New Family Court Chief describes merger as enormous challenge and calls on legal community to get on board – Politics
The man tasked with steering the most significant reform of the family law system in 40 years has described the task as an enormous challenge, at his swearing in ceremony in Melbourne.
William Alstergren has taken over as Chief Justice of the Family Court of Australia, as it prepares to merge with the Federal Circuit Court in the new year.
The Federal Government announced the change earlier this year. Attorney-General Christian Porter argued it was the best way to cut the crippling financial costs and serious delays experienced by people turning to the family law system to settle disputes.
Before an audience which included Mr Porter, Chief Justice of the High Court Susan Kiefel, and senior judges from around the country, Chief Justice Alstergren described his appointment as a “great honour”.
“We have an opportunity to unbridle ourselves of the burden of cynicism and negativity that is so often experienced by those seeking change in family law,” he said.
“This is of course an enormous challenge, we expect the support of the profession, the Government and the Opposition.”
Chief Justice Alstergren was the chief judge of the Federal Circuit Court, which he will soon also oversee in the merged-courts model.
“The hallmark of excellence in court administration is that people who come before our courts have trust and confident in our practices, can understand what we do and why we do it,” he said.
“We have not yet achieved that excellence as there are two courts exercising an almost-concurrent Family law jurisdiction, operating with distinct case-management approaches, and rules.
“This has led to significant complexity, inefficiencies, duplication, increased costs and most importantly, unacceptable delay.
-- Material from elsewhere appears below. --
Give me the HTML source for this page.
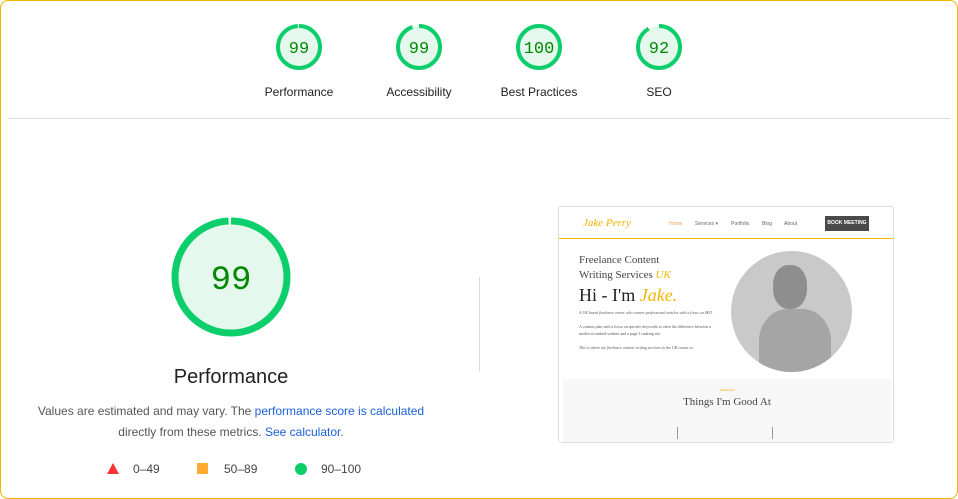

This has had a significant and direct effect upon the lives of many Australians, their families, and especially their children.”
The criticism levelled at the proposed merger has come from all fronts, with the legal community and former judges warning the reforms have been driven by spreadsheets rather than an understanding of the complexities of family disputes.
“Suffice it to say that good policy would never be made on the basis of quantitative data alone, even if it was entirely reliable,” former chief justice Diana Bryant said in a speech to the New South Wales Society of Labor Lawyers a week ago.
Legislation to merge the two courts is being scrutinised by a Senate committee, after the Lower House passed the bill.
“The Government has put restructure of the courts firmly in the spotlight, but it is unfortunate that because it is now in the form of legislation, without the opportunity for wide consultation, opposition to it can be labelled a political response,” Justice Bryant said.
“It should not have been so.”
Former attorney-general Robert McClelland was sworn in as Deputy Chief Justice, after being appointed to the Family Court bench in 2015.